Note. Taken from Here’s What the Legal Profession Looks Like in 2022. Illinois Supreme Court Commission on Professionalism, by Laura Bagby, 2022. (https://www.2civility.org/aba-profile-of-the-legal-profession-heres-what-the-legal-profession-looks-like-in-2022/).

Women are also less likely to work in business – the third primary destination for undergraduate political science majors – than men. Women make up about half of entry-level employees; however, this dramatically drops at the next level; women only make up 38% of managers in the U.S. (Chilazi et al., 2021; Figure 3). With an already extremely low percentage of women leaders in business, that number is further decreased as they leave their roles at much higher rates than men and more rapidly than ever seen before (Huang et al., 2022). Due to these difficulties in breaking into the current business industry, women are starting their businesses at higher rates than men, and this has greatly improved female representation; yet, the industry still remains male-dominated (Lesonsky, 2023). Overall, the male-to-female ratio of students in political science education is nearly equal, while the male-to-female ratio of political science professors and those employed in the top three subsequent political science careers, law, government, and business, leans overwhelmingly toward men.

Figure 3
Figure 3.

Note. Taken from Achieving Gender Balance At All Levels of Your Company, by Siri Chilazi, Iris Bohnet, and Oliver Hauser, 2021. (https://hbr.org/2021/11/achieving-gender-balance-at-all-levels-of-your company#:~:text=Consider%20the%20following%20scenario%3A%20A,%25%20of%20C%2Dsuite%20executives))

Discussion

The above statistics are a result of the severe underrepresentation of women in political science professorships and a misogynistic environment. Despite women making up larger and larger percentages of university students and political science students, they are still disproportionately represented on the faculty side, leading to a heavily male-dominated environment. Reexamining the power relationship between students and professors, we know that the professor’s influence can be profound. Additionally, taking into account symbolic interactionism, an educator’s implicit bias will be present in the classroom and projected through repeated action toward students through the use of gender-specific language, projecting in-class preferences, or opportunity limitations based on gender. Symbolic interactionism and uneven student-professor power relationships ensure that the exchange of bias or simply the transfer of biased ideals will inevitably reach students, from their professors. Since these professors, who could influence their students, are mainly men, it is almost certain that gender bias exists within them and if not explicitly in the classroom, implicitly in grading, opportunities given, general views of students, and more.

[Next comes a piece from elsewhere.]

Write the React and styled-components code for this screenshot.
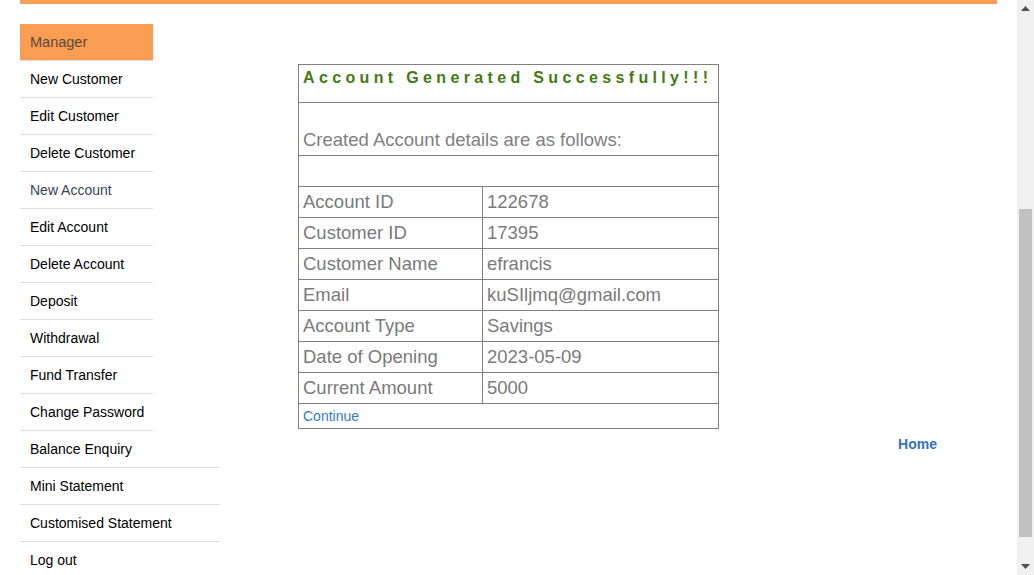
import React from "react";
import styled, { createGlobalStyle } from "styled-components";

const GlobalStyle = createGlobalStyle`
	html, body {
		margin: 0;
		padding: 0;
		height: 100%;
		overflow: hidden;
		background: #fff;
	}
	body {
		font-family: "Liberation Sans", Arial, sans-serif;
		font-size: 14px;
	}
`;

const Viewport = styled.div`
	display: flex;
	height: 575px;
	overflow: hidden;
`;

const Page = styled.div`
	flex: 1;
	padding: 0 20px;
`;

const Container = styled.div`
	border-top: 4px solid #f99d52;
	padding-top: 20px;
	display: grid;
	grid-template-columns: 1fr;
	grid-template-rows: auto;
	& > * {
		grid-area: 1 / 1;
	}
`;

const Sidebar = styled.ul`
	list-style: none;
	margin: 0;
	padding: 0;
	justify-self: start;
	align-self: start;
	width: 200px;
`;

const SideItem = styled.li`
	box-sizing: border-box;
	width: ${(p) => (p.wide ? "200px" : "133px")};
	height: 37px;
	padding: 0 10px;
	display: flex;
	align-items: center;
	border-bottom: 1px solid #dddddd;
	color: ${(p) => (p.muted ? "#3b4157" : "#000")};
	white-space: nowrap;

	&.head {
		background: #f99d52;
		color: #5a4a3e;
		font-size: 14.5px;
	}
`;

const Main = styled.div`
	justify-self: stretch;
	padding-top: 40px;
	display: flex;
	flex-direction: column;
	align-items: center;
`;

const Table = styled.table`
	border-collapse: collapse;
	width: 421px;
	font-family: "Liberation Sans", Arial, sans-serif;

	td {
		border: 1px solid #808080;
		padding: 0 4px;
		box-sizing: border-box;
	}
`;

const TitleCell = styled.td`
	height: 38px;
	vertical-align: top;
	padding-top: 4px !important;
	font-size: 16px;
	font-weight: bold;
	letter-spacing: 4.35px;
	color: #437a13;
	white-space: nowrap;
`;

const NoteCell = styled.td`
	height: 53px;
	vertical-align: bottom;
	padding-bottom: 4px !important;
	font-size: 18.5px;
	color: #808080;
`;

const BlankCell = styled.td`
	height: 31px;
`;

const DataCell = styled.td`
	height: 31px;
	font-size: 18.5px;
	color: #7a7a7a;
	width: ${(p) => (p.label ? "184px" : "auto")};
	white-space: nowrap;
`;

const LinkCell = styled.td`
	height: 25px;
	font-size: 14px;
`;

const Link = styled.a`
	color: ${(p) => (p.strong ? "#3572b6" : "#3a7ac0")};
	font-weight: ${(p) => (p.strong ? "bold" : "normal")};
	text-decoration: none;
	cursor: pointer;
`;

const HomeRow = styled.div`
	align-self: stretch;
	display: flex;
	justify-content: flex-end;
	padding: 7px 60px 0 0;
	font-size: 14px;
`;

const Scrollbar = styled.div`
	width: 17px;
	background: #f0f0f0;
	display: flex;
	flex-direction: column;
	align-items: center;
`;

const Arrow = styled.div`
	height: 17px;
	width: 17px;
	display: flex;
	align-items: center;
	justify-content: center;
`;

const Gap = styled.div`
	height: ${(p) => p.h}px;
`;

const Thumb = styled.div`
	width: 13px;
	height: 328px;
	background: #c1c1c1;
`;

const menu = [
	{ name: "New Customer" },
	{ name: "Edit Customer" },
	{ name: "Delete Customer" },
	{ name: "New Account", muted: true },
	{ name: "Edit Account" },
	{ name: "Delete Account" },
	{ name: "Deposit" },
	{ name: "Withdrawal" },
	{ name: "Fund Transfer" },
	{ name: "Change Password" },
	{ name: "Balance Enquiry", wide: true },
	{ name: "Mini Statement", wide: true },
	{ name: "Customised Statement", wide: true },
	{ name: "Log out", wide: true },
];

const details = [
	["Account ID", "122678"],
	["Customer ID", "17395"],
	["Customer Name", "efrancis"],
	["Email", "kuSIljmq@gmail.com"],
	["Account Type", "Savings"],
	["Date of Opening", "2023-05-09"],
	["Current Amount", "5000"],
];

const App = () => (
	<>
		<GlobalStyle />
		<Viewport>
			<Page>
				<Container>
					<Sidebar>
						<SideItem className="head">Manager</SideItem>
						{menu.map((m) => (
							<SideItem key={m.name} wide={m.wide} muted={m.muted}>
								{m.name}
							</SideItem>
						))}
					</Sidebar>
					<Main>
						<Table>
							<tbody>
								<tr>
									<TitleCell colSpan={2}>Account Generated Successfully!!!</TitleCell>
								</tr>
								<tr>
									<NoteCell colSpan={2}>Created Account details are as follows:</NoteCell>
								</tr>
								<tr>
									<BlankCell colSpan={2} />
								</tr>
								{details.map(([k, v]) => (
									<tr key={k}>
										<DataCell label="1">{k}</DataCell>
										<DataCell>{v}</DataCell>
									</tr>
								))}
								<tr>
									<LinkCell colSpan={2}>
										<Link>Continue</Link>
									</LinkCell>
								</tr>
							</tbody>
						</Table>
						<HomeRow>
							<Link strong>Home</Link>
						</HomeRow>
					</Main>
				</Container>
			</Page>
			<Scrollbar>
				<Arrow>
					<svg width="9" height="5" viewBox="0 0 9 5">
						<path d="M4.5 0 L9 5 L0 5 Z" fill="#505050" />
					</svg>
				</Arrow>
				<Gap h={192} />
				<Thumb />
				<Gap h={21} />
				<Arrow>
					<svg width="9" height="5" viewBox="0 0 9 5">
						<path d="M0 0 L9 0 L4.5 5 Z" fill="#505050" />
					</svg>
				</Arrow>
			</Scrollbar>
		</Viewport>
	</>
);

export default App;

Researchers and authors, Becky Francis, and Christine Skelton, studied how male professors have the challenge of being in a profession that is widely considered to be feminine (teaching), and this often implicitly encourages them to hold onto their masculine traits as much as possible and exert them in the classroom (Francis & Skelton, 2001). Male educators will often take advantage of their power in the classroom, creating inappropriate, uncomfortable, and misogynistic environments. This is done through making comments on female students’ bodies, on male students’ masculinity traits, stressing certain parts of the curriculum while diminishing others, and more, all to exert their masculinity. The need to demonstrate their masculinity comes from being employed in a profession associated with femininity. Student-professor power relationships can also lead the student to strive for the approval or recognition of the professor, discouraging many students from challenging the professors’ ways of teaching or how they run their classroom out of fear of being alienated. Each student experiences this differently; while some female students feel gratified by receiving treatment viewed more specifically to common gender roles as it reaffirms their femininity, others may find this behavior inappropriate or abusive. Either way, it does affect female students. Francis and Skelton recognized that mental health, perceptions of the teacher, the class, herself, and her career are all female student ideals that have the potential to be heavily influenced by symbolic interactionism from male professors in their self-created misogynistic environments (2001).

Conclusion

With the combination of the data I pulled, Francis and Skelton’s findings, and earlier referenced literature reviews, I can establish a correlation in the relationship between gender representation in U.S. political science university departments and female students’ career trajectories. The data proves that women are underrepresented in the power positions of these departments while making up the largest percentage of the potentially vulnerable population. This already puts them in a position to be subjected to the actions and biases of those in power. Through the literature review, I was able to identify how bias can be displayed differently, in implicit or explicit forms, and how it can be transferred to students through symbolic interactionism. I also reviewed the possibility of this bias being gender-based, especially if those who could be projecting it are of the opposite gender of the group we are focusing on, which in this case is women. Finally, I examined the career trajectories of political science majors. Women make up half of political science graduates, but in the top three career paths for political science majors (law, government, and business), they are in the minority.

This research is not intended to blame a specific group; rather, it is an attempt to identify the connection between professors holding innate bias and thus impacting their students’ careers with the subsequent problem of women being underrepresented in political science. This research and the conclusions made are also solely based on already existing data; therefore, I acknowledge the limitations of knowing the true wide-scale applicability of it. However, I would like to highlight that this specific relationship, which I have deemed to be a correlation, would benefit from further research to explore real-world impacts. With the establishment of a correlation relationship between misrepresentation in political science departments and then in political science careers, education is identified as one of the roots of the problem. This can be extremely useful in being applied to larger issues such as gender inequality, discrimination, sexism, and more, to also identify the roots of those problems. By doing this, solutions for these topics can take a more effective form if they take into consideration what my conclusion is suggesting. Simply put, I have concluded that the original issue of women being misrepresented in university science political department staff affects the trajectory of political science female students’ careers. The uneven gender representation can cause women to be diverted from careers in political science.